Valor: Sindicatos dentro da própria CUT são favoráveis ao imposto.

Freitas: A sustentação do movimento sindical não pode ser feita por fórmulas que sejam contra a vontade do trabalhador, ou não acabam os sindicatos de gaveta. Fique claro que a CUT defende uma outra forma de contribuição para o lugar do imposto. Nossa proposta é construir uma contribuição em cima do resultado da negociação coletiva ou de confronto jurídico, e que seja do mesmo tamanho, ou até maior, que o imposto sindical, porque sem contribuição os sindicatos não existem.
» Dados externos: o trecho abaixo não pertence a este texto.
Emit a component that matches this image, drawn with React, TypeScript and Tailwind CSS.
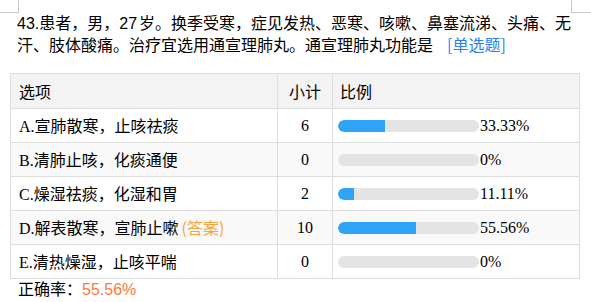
const rows = [
  { label: 'A.', text: '宣肺散寒，止咳祛痰', count: 6, pct: 33.33, answer: false },
  { label: 'B.', text: '清肺止咳，化痰通便', count: 0, pct: 0, answer: false },
  { label: 'C.', text: '燥湿祛痰，化湿和胃', count: 2, pct: 11.11, answer: false },
  { label: 'D.', text: '解表散寒，宣肺止嗽', count: 10, pct: 55.56, answer: true },
  { label: 'E.', text: '清热燥湿，止咳平喘', count: 0, pct: 0, answer: false },
];

const serif = "font-['Liberation_Serif','Noto_Sans_CJK_SC',serif]";
const cjk = "font-['Noto_Sans_CJK_SC','Liberation_Sans',sans-serif]";

export default function App() {
  return (
    <div className={`relative w-[591px] h-[302px] overflow-hidden bg-white text-black ${cjk}`}>
      {/* page corner marks */}
      <div className="absolute left-0 top-0 w-[19px] h-[13px] border-r border-b border-[#c8c8c8]" />
      <div className="absolute right-0 top-0 w-[20px] h-[13px] border-l border-b border-[#c8c8c8]" />

      <p className="pl-[17px] pt-[12px] w-[574px] text-[16px] leading-[21px]">
        <span className="font-['Liberation_Sans',sans-serif]">43.</span>患者，男，
        <span className="font-['Liberation_Sans',sans-serif] mr-[2px]">27</span>岁。换季受寒，症见发热、恶寒、咳嗽、鼻塞流涕、头痛、无汗、肢体酸痛。治疗宜选用通宣理肺丸。通宣理肺丸功能是
        <span className="ml-[14px] text-[#2a7ff5]">[单选题]</span>
      </p>

      <table className="mt-[18px] ml-[10px] w-[570px] table-fixed border-collapse text-[16px] leading-[21px]">
        <colgroup>
          <col className="w-[267px]" />
          <col className="w-[55px]" />
          <col />
        </colgroup>
        <thead>
          <tr className="h-[35px] bg-[#f3f3f3]">
            <th className="border border-[#dedede] pl-[8px] text-left font-normal">选项</th>
            <th className="border border-[#dedede] text-center font-normal">小计</th>
            <th className="border border-[#dedede] pl-[7px] text-left font-normal">比例</th>
          </tr>
        </thead>
        <tbody>
          {rows.map((r, i) => (
            <tr key={r.label} className={`h-[34px] ${i % 2 === 1 ? 'bg-[#f9f9f9]' : 'bg-white'}`}>
              <td className="border border-[#dedede] pl-[8px]">
                <span className={serif}>{r.label}</span>
                {r.text}
                {r.answer && <span className="ml-[3px] text-[#f3a63b]">(答案)</span>}
              </td>
              <td className={`border border-[#dedede] text-center ${serif}`}>{r.count}</td>
              <td className="border border-[#dedede] pl-[5px]">
                <div className="flex items-center">
                  <div className="w-[141px] h-[12px] rounded-full bg-[#e4e4e6] overflow-hidden">
                    <div className="h-full rounded-l-full bg-[#2ea3f7]" style={{ width: `${r.pct}%` }} />
                  </div>
                  <span className={`ml-[1px] ${serif}`}>{r.pct === 0 ? '0' : r.pct.toFixed(2)}%</span>
                </div>
              </td>
            </tr>
          ))}
        </tbody>
      </table>

      <p className="pl-[18px] -mt-[1px] text-[16px] leading-[21px]">
        正确率：<span className="font-['Liberation_Sans',sans-serif] text-[#fb7a3c]">55.56%</span>
      </p>
    </div>
  );
}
Valor: As outras centrais reclamam que, quando era para pedir apoio para Dilma na eleição de 2010, a CUT pregou a unidade. Agora, vira as costas para elas. O senhor não teme que a presidente perca apoio para a reeleição?

Freitas: Espero que os companheiros não tenham apoiado a presidenta Dilma só para ter imposto sindical. Se era por esse motivo, nem precisavam [tê-la apoiado], porque o imposto sindical já existia. O que é preciso entender é que, se não tivéssemos divergências, não teríamos fundado a CUT e militaríamos nas outras centrais que já existiam. O interesse de todas as centrais sindicais é o desenvolvimento do país, e nisso concordamos. Mas temos que ter o direito de defender os princípios que criaram a CUT.

Valor: O senhor cita muito o ex-presidente Lula. Falou com ele sobre a eleição?

Freitas: Não falei. O presidente Lula é um ícone para os dirigentes sindicais da minha geração. Sou do Sapopemba [bairro da Zona Leste de São Paulo], e cresci alimentado pelo novo sindicalismo. Ele não tem intervenção direta na CUT, mas, como metalúrgico aposentado e integrante da nossa corrente política na central, espero que ele esteja no nosso Congresso, como delegado a nos apoiar.